Across the nation, city and state leaders have grappled with the question of how and when to safely reopen, as the worst of the pandemic seems to have passed. New York has generally been more cautious than places like Texas, which has lifted mask restrictions and has allowed businesses to fully reopen.

Yet the move has spurred concern among some workers and union leaders who fear it is premature. New York City still has among the highest coronavirus case rates in the nation. Many workers will have to commute an hour or more on mass transit. Others will have to juggle their children’s episodic in-person school schedules with their new in-person work requirements.

The new policy is expected to affect about 80,000 employees who have been working remotely, including caseworkers, computer specialists and clerical associates. The rest of the city’s roughly 300,000-person work force, many of them uniformed personnel including police officers, firefighters and sanitation workers, have already been reporting to work sites.

“Above all else, this is a major momentum builder,” said Reggie Thomas, a senior vice president with the Real Estate Board of New York.

Vaccination will not be mandatory for those returning to the office because of legal concerns, according to a City Hall spokesman.

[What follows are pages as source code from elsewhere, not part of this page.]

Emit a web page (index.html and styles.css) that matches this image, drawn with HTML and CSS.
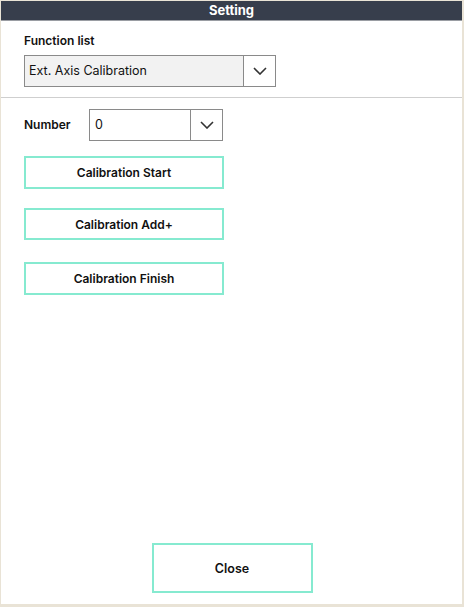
FILE: index.html
```html
<!DOCTYPE html>
<html>
<head>
<meta charset="utf-8">
<link rel="stylesheet" href="styles.css">
</head>
<body>
<div class="frame">
  <div class="header">Setting</div>
  <div class="panel">
    <div class="top">
      <div class="label">Function list</div>
      <div class="select wide">
        <div class="value">Ext. Axis Calibration</div>
        <div class="arrow"><svg width="14" height="8" viewBox="0 0 14 8"><path d="M1 1 L7 7 L13 1" fill="none" stroke="#333" stroke-width="1.6"/></svg></div>
      </div>
    </div>
    <div class="body">
      <div class="row">
        <div class="label inline">Number</div>
        <div class="select narrow">
          <div class="value white">0</div>
          <div class="arrow"><svg width="14" height="8" viewBox="0 0 14 8"><path d="M1 1 L7 7 L13 1" fill="none" stroke="#333" stroke-width="1.6"/></svg></div>
        </div>
      </div>
      <button class="btn b1">Calibration Start</button>
      <button class="btn b2">Calibration Add+</button>
      <button class="btn b3">Calibration Finish</button>
    </div>
    <div class="footer">
      <button class="btn close">Close</button>
    </div>
  </div>
</div>
</body>
</html>
```
FILE: styles.css
```css
* { box-sizing: border-box; }
html, body { margin: 0; padding: 0; }
body {
  width: 464px; height: 607px;
  background: #e9e3d6;
  font-family: "Inter", "Open Sans", sans-serif;
  color: #111;
}
.frame {
  margin: 1px 2px 0 1px;
  height: 603px;
  display: flex;
  flex-direction: column;
  background: #fff;
}
.header {
  height: 20px;
  background: #373e4c;
  color: #fff;
  font-weight: 700;
  font-size: 13px;
  text-align: center;
  line-height: 19px;
  border-bottom: 1px solid #9a9da3;
}
.panel { flex: 1; display: flex; flex-direction: column; }
.top {
  padding: 12px 0 10px 23px;
  border-bottom: 1px solid #cfcfcf;
}
.label {
  font-size: 12px;
  font-weight: 600;
  line-height: 16px;
  margin-bottom: 6px;
}
.label.inline { margin: 0; width: 65px; }
.select {
  display: flex;
  border: 1px solid #8a8a8a;
  height: 32px;
}
.select.wide { width: 252px; }
.select.narrow { width: 134px; }
.value {
  flex: 1;
  background: #f2f2f2;
  font-size: 12.5px;
  line-height: 30px;
  padding-left: 4px;
  border-right: 1px solid #8a8a8a;
}
.value.white { background: #fff; padding-left: 5px; }
.arrow {
  width: 31px;
  display: flex;
  align-items: center;
  justify-content: center;
  background: #fff;
}
.body {
  flex: 1;
  padding: 11px 0 0 23px;
  display: flex;
  flex-direction: column;
  align-items: flex-start;
}
.row { display: flex; align-items: center; margin-bottom: 15px; }
.btn {
  font-family: inherit;
  width: 200px;
  height: 33px;
  background: #fff;
  border: 2px solid #86ead0;
  font-size: 12px;
  font-weight: 600;
  color: #111;
  padding: 0;
}
.b2 { margin-top: 19px; height: 32px; }
.b3 { margin-top: 22px; }
.footer {
  display: flex;
  justify-content: center;
  padding: 0 0 11px 0;
}
.close {
  width: 161px;
  height: 50px;
  font-size: 12.5px;
  margin-left: 1px;
}
```
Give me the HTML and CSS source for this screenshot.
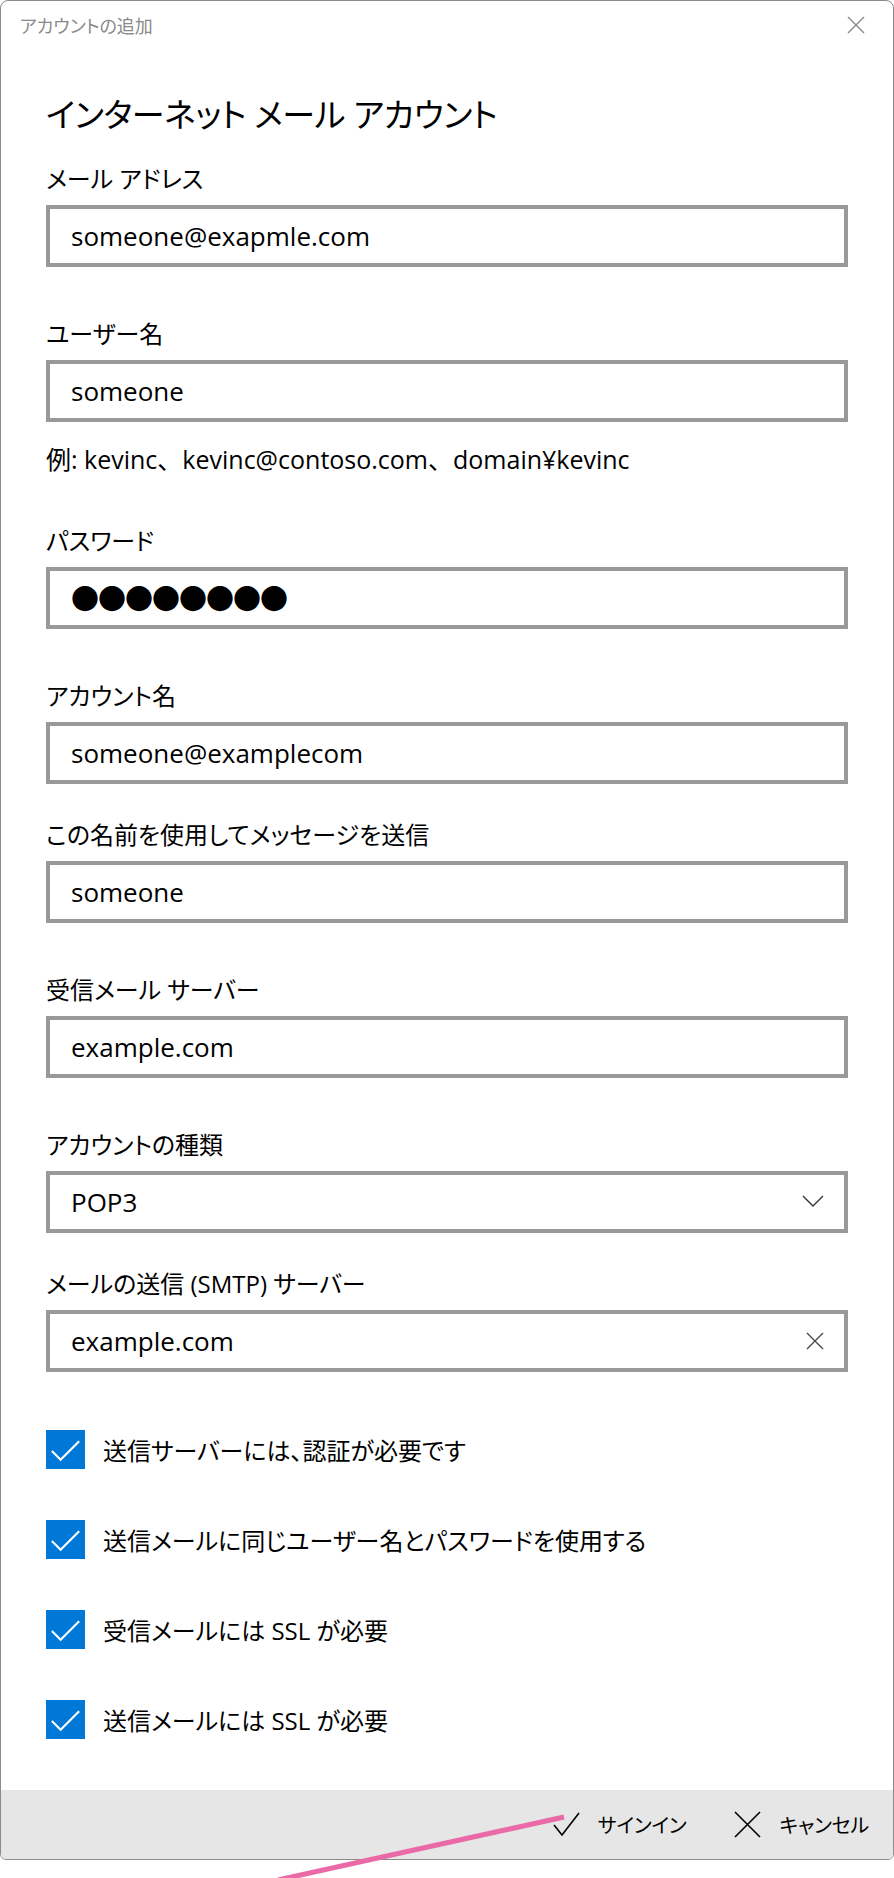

City officials are strongly encouraging their workers to get vaccinated and are trying to facilitate that process. Even so, a survey of the city work force in January suggested that vaccine hesitancy varied significantly by agency, and City Hall was unable to provide an estimate of how many municipal workers had already received vaccines.

Facial masks will also be strongly encouraged but not required in all workplace situations: A March 18 presentation from the city’s Department of Citywide Administrative Services said agency leaders should “encourage face coverings to be worn at all times even if six-feet distancing can be maintained.” On Tuesday, deputy mayor Laura Anglin clarified the policy, saying that if employees cannot socially distance, they must wear masks.